### EXERCISE TASK
Filter the entries below, keeping every line that has the word "html".

### GIVEN RECORDS
--------
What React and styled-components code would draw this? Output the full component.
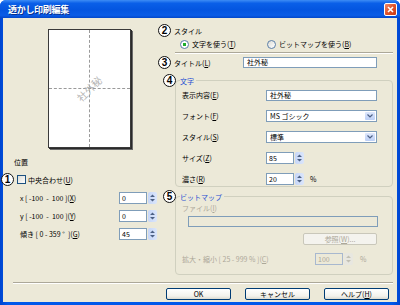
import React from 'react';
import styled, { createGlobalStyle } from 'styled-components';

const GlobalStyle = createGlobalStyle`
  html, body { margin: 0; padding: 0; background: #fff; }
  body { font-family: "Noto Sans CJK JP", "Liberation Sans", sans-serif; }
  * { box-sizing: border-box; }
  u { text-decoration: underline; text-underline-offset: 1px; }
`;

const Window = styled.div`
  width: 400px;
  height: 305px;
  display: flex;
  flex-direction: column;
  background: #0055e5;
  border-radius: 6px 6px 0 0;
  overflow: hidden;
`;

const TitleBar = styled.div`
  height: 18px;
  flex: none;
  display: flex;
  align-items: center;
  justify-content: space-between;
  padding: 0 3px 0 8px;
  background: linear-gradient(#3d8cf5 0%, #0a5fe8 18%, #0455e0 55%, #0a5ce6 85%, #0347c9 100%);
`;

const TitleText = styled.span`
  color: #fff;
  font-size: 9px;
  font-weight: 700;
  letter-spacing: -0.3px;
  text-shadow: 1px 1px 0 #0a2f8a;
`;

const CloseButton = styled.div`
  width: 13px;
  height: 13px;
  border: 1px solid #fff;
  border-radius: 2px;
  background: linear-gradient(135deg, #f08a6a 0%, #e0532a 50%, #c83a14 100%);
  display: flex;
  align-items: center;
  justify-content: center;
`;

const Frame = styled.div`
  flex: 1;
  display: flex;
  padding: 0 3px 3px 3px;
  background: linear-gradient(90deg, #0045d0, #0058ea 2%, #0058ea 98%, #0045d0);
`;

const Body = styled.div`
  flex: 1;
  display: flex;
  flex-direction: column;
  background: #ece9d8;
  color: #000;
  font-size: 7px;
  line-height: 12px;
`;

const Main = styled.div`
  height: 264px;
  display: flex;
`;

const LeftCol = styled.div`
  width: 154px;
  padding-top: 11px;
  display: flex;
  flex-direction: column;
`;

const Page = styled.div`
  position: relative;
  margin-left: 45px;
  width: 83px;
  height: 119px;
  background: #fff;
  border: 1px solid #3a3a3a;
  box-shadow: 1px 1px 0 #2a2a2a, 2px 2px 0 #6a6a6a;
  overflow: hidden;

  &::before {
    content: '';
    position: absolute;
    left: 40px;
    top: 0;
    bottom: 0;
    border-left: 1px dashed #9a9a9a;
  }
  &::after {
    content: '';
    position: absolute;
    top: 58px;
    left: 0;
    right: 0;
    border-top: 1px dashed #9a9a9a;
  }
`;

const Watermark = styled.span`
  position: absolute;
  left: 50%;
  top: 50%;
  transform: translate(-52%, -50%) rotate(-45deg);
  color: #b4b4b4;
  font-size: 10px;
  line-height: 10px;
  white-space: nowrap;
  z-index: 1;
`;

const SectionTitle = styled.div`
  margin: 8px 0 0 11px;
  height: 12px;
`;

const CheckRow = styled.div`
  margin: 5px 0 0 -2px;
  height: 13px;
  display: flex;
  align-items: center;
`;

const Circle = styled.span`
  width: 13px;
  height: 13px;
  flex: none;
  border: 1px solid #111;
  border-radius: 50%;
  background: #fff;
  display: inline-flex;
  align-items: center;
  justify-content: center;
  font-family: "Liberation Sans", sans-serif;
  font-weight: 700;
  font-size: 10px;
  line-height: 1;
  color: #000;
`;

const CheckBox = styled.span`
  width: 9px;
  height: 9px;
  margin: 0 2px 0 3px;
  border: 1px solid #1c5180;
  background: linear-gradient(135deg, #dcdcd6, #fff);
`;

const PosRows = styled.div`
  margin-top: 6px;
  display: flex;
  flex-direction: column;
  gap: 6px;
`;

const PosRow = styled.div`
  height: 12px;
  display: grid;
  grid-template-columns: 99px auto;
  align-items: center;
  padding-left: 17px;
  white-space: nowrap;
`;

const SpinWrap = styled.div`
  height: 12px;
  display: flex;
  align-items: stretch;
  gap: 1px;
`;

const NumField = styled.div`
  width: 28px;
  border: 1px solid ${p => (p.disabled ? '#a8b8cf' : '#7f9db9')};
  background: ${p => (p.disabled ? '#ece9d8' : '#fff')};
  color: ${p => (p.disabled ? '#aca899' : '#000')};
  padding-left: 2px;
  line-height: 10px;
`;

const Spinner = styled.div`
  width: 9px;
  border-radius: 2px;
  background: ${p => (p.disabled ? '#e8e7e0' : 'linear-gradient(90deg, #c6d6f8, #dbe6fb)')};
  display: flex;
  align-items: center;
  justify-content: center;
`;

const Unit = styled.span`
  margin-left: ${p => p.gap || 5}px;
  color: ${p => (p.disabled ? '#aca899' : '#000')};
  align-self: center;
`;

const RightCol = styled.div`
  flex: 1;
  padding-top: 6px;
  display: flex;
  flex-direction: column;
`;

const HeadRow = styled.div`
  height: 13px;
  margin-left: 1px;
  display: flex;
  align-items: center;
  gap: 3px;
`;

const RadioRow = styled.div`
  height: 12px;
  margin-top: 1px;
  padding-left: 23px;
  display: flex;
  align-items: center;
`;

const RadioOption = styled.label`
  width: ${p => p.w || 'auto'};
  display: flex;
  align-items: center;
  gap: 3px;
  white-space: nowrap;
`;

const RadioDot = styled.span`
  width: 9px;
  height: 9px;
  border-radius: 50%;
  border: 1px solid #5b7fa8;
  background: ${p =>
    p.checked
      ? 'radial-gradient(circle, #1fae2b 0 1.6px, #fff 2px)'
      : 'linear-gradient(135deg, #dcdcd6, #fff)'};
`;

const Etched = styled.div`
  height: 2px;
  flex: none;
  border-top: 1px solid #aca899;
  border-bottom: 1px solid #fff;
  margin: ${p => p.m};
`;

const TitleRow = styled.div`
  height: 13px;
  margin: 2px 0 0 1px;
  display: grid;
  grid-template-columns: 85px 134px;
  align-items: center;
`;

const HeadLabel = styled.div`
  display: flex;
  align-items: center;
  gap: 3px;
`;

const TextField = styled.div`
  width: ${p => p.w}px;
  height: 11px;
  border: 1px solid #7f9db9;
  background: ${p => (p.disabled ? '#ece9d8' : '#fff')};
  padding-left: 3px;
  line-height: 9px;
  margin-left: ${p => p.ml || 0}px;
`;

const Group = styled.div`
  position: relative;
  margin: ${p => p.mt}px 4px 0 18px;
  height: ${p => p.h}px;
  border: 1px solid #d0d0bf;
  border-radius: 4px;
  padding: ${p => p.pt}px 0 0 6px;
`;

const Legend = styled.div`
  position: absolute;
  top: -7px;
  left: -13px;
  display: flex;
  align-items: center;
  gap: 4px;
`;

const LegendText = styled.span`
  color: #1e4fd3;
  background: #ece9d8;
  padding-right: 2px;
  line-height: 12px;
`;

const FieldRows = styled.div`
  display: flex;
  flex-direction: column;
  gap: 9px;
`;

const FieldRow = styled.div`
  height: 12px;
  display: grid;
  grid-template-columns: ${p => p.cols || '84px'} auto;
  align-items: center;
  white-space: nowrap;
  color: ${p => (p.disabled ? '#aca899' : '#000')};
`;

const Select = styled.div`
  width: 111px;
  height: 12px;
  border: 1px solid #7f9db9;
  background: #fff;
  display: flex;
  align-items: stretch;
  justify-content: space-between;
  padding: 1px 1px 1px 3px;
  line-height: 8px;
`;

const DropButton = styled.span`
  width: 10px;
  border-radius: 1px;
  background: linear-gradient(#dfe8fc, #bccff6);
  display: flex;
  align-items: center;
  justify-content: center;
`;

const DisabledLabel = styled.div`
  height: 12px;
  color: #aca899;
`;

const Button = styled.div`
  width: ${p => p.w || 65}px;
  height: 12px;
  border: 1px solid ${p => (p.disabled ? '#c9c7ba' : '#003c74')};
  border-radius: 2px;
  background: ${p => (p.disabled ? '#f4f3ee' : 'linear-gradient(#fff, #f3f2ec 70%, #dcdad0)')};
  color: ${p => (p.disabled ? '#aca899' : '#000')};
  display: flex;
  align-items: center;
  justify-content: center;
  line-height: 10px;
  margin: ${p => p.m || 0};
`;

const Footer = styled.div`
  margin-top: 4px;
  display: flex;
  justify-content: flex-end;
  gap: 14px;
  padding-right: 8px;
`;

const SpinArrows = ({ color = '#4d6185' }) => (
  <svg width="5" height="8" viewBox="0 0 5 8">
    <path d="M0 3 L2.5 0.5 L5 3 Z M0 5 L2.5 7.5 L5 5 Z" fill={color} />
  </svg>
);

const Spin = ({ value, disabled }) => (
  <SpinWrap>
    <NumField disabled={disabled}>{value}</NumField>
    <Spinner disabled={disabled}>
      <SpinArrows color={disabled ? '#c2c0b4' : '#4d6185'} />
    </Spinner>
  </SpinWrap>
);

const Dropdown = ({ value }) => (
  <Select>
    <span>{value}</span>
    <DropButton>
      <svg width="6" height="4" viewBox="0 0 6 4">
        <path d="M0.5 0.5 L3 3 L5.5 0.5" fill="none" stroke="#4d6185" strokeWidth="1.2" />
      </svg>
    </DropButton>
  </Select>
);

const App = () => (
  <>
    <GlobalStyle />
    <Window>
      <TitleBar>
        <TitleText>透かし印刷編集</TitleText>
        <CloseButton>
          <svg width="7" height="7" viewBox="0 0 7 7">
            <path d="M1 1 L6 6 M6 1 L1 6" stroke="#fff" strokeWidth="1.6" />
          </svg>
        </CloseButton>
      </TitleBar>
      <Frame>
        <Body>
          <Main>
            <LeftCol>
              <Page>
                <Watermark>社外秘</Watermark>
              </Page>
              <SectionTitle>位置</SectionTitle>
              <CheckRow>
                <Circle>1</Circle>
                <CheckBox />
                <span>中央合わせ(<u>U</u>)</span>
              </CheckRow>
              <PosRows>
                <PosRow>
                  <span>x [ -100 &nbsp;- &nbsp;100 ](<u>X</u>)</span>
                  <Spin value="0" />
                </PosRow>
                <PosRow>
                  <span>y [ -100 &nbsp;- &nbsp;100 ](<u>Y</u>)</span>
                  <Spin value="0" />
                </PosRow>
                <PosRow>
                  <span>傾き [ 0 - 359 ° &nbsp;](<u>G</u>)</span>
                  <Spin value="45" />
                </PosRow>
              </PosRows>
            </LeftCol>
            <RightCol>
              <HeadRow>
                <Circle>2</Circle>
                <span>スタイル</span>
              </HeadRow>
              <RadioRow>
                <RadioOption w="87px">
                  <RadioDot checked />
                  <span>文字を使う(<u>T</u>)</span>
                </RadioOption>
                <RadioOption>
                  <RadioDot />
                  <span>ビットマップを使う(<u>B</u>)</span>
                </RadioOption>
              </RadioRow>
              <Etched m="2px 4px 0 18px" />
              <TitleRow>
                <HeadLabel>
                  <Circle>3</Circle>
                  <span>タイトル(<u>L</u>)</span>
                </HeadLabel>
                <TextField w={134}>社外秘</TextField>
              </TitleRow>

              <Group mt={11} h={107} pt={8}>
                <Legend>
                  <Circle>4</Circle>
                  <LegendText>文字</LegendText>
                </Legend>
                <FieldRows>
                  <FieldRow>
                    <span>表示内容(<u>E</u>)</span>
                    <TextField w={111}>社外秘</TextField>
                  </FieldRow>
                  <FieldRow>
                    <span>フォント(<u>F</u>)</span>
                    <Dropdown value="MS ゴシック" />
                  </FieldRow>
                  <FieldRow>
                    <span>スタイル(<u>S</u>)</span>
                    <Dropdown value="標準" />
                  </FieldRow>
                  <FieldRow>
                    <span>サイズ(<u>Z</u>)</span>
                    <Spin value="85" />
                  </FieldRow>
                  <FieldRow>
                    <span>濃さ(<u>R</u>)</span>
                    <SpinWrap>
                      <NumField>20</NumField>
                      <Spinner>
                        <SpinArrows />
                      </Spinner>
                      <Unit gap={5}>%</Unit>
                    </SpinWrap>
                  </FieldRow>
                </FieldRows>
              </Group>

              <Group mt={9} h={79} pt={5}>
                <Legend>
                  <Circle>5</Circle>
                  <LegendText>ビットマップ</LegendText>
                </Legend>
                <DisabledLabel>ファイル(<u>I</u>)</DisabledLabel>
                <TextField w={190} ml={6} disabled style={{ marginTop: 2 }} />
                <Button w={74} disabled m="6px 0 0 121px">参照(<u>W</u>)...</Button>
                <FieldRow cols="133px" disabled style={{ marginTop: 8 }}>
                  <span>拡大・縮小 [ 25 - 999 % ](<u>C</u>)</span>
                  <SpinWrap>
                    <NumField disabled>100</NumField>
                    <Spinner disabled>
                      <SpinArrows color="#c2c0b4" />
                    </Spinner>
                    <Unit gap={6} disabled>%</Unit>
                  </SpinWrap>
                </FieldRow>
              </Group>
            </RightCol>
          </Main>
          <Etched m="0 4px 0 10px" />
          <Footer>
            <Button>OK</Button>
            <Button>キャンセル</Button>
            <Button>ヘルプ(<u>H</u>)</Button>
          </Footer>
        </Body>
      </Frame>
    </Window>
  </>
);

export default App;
--------
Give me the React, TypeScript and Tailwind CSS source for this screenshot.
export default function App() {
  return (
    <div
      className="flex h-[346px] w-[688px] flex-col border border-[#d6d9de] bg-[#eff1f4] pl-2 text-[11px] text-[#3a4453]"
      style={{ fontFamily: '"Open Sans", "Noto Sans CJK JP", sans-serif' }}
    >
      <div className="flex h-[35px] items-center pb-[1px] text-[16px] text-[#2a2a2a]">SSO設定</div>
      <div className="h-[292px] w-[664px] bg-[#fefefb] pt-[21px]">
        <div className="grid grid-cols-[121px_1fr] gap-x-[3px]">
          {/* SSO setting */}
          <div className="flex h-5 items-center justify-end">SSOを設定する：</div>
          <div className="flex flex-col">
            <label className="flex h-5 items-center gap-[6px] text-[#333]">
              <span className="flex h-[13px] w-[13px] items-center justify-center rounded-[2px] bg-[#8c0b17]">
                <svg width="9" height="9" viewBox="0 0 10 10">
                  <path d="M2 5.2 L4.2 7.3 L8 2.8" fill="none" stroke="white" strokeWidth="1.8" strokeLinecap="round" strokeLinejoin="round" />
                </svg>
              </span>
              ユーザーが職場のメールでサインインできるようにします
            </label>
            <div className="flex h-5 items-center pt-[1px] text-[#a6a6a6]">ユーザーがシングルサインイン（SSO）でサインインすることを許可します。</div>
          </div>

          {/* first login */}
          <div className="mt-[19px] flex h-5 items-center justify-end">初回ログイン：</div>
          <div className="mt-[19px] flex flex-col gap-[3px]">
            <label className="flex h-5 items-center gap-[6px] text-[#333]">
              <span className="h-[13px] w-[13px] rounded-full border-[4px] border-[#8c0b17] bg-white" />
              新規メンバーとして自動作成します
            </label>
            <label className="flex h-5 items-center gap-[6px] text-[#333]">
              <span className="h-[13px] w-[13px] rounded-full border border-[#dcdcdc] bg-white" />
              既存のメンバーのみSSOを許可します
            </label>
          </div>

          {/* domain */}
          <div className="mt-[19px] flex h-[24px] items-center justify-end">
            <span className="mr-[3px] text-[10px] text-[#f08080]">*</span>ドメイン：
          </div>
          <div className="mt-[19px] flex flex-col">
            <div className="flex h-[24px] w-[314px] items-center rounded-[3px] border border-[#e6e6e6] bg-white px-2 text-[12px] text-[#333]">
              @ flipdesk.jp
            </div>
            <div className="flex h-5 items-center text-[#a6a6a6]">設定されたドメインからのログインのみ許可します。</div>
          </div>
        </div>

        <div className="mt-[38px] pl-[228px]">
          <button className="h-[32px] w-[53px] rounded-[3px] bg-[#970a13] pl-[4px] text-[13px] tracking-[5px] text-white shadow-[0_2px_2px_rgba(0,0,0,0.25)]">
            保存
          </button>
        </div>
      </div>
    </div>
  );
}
--------
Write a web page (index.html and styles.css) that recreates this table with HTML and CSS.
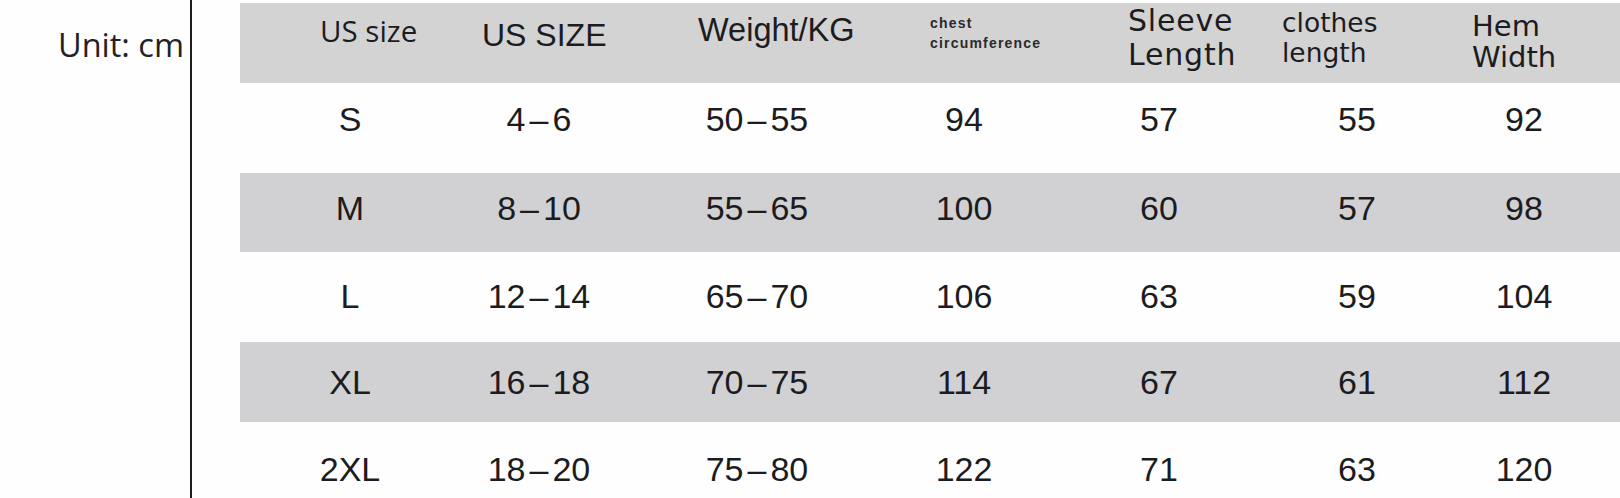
--------
### SOLUTION
  html, body { margin: 0; padding: 0; background: #fff; }
Write a web page (index.html and styles.css) that recreates this table with HTML and CSS.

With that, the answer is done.